Das ist insofern ein Problem, als religiöse Institutionen oft den Anspruch erwecken, ‚das Gute‘ in der Welt zu verkörpern. Einem solchen Anspruch kann aber keine menschliche Institution gerecht werden. Um zu hohe Selbstansprüche zu verschleiern, werden Schwächen und Fehlverhalten verdrängt oder vertuscht – mit teilweise fatalen Folgen, wie z.B. die jüngste Geschichte der Katholischen Kirche zum Thema ‚Missbrauch‘ zeigt. 

Die institutionelle Dynamik

Religiöse Institutionen sind soziale Systeme. Als solche schaffen und reproduzieren sie sich aus sich selbst heraus und schaffen für ihre Teilnehmer eine eigene Realität (» Was ist Realität?).

Einmal etablierte Glaubenssysteme verändern sich kaum mehr

Ist ein Glaubenssystem mit seiner Theologie, seinen Dogmen und seinen Verhaltensregeln einmal festgelegt, so verändert es sich nur noch langsam. Es wird von religiösen Exponenten in der Regel nicht mehr in Frage gestellt, auch wenn es aus praktischen und ethischen Überlegungen eigentlich schon lange angepasst gehörte. Man denke in diesem Zusammenhang beispielsweise an das von der Katholischen Kirche verhängte Verbot der Empfängnisverhütung, der Verweigerung der Sakramente an Geschiedene und Wiederverheiratete sowie die auch in anderen Religionen weit verbreitete religiös begründete Diskriminierung von Frauen. 

Gruppendynamische Effekte

In diesem Zusammenhang spielen verschiedene gruppendynamische Effekte eine zentrale Rolle: Wer innerhalb der Institution ein grundlegendes Dogma offen in Frage stellt, gefährdet nicht nur seine (Macht-)Position, sondern setzt unter Umständen seine Existenz aufs Spiel. Dazu gibt es in der Katholischen Kirche viele Beispiele, darunter bekannte Namen wie Eugen Drewermann oder Hans Küng. In anderen Kirchen und Religionen dürfte es ähnlich aussehen. 

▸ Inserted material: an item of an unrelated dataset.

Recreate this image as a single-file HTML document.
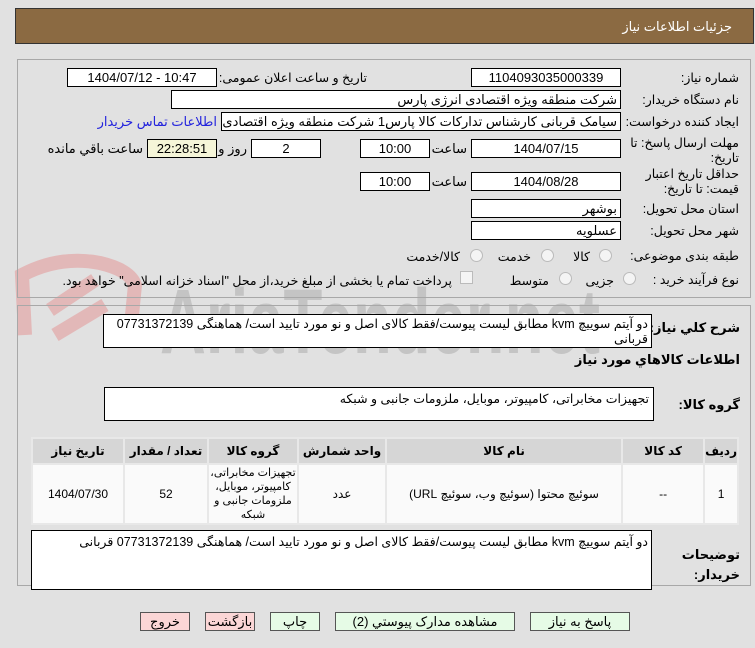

Spirituell reife Menschen sind weniger dogmatisch, werden aber oft ausgegrenzt

Die Vertreter eines offenen Religionsverständnisses sowie die spirituell reiferen Mitglieder, in der Regel die Mystiker, werden oft als Abweichler oder Häretiker ausgegrenzt oder gar verfolgt, denn sie bilden eine Gefahr für die etablierten Macht- und Denkstrukturen sowie für die damit verbundenen persönlichen Privilegien. Eines der berühmtesten Beispiele dafür ist Jesus Christus selbst, der durch seine essenzielle Lehre der Liebe und Barmherzigkeit das alt-jüdische System von Regeln und Dogmen radikal in Frage stellte. Das Beispiel zeigt auch exemplarisch auf, was es zuweilen braucht, um etwas zu bewegen: nämlich den Einsatz des eigenen Lebens. Viele der sich heute auf Jesus Christus berufenden institutionellen Repräsentanten haben eine augenfällige Ähnlichkeit mit den in den Evangelien beschriebenen Sadduzäern und Pharisäern, die Ihn letztlich ans Kreuz gebracht haben. 

Würde Jesus Christus heute mit der Katholischen Kirche konfrontiert, würde er vermutlich einiges ändern wollen. Es ist nicht auszuschliessen, dass Jesus Christus als Ketzer aus seiner eigenen Kirche exkommuniziert würde.

Das ‚Peter-Prinzip‘ in religiösen Institutionen

Beförderung bis zur Inkompetenz

Das Peter-Prinzip besagt, vereinfacht ausgedrückt, dass ein Mitarbeiter so lange befördert wird, bis er oder sie das Niveau seiner Inkompetenz erreicht hat. Das Prinzip gilt nicht nur für Unternehmen und Verwaltungen, sondern auch für religiöse Institutionen. 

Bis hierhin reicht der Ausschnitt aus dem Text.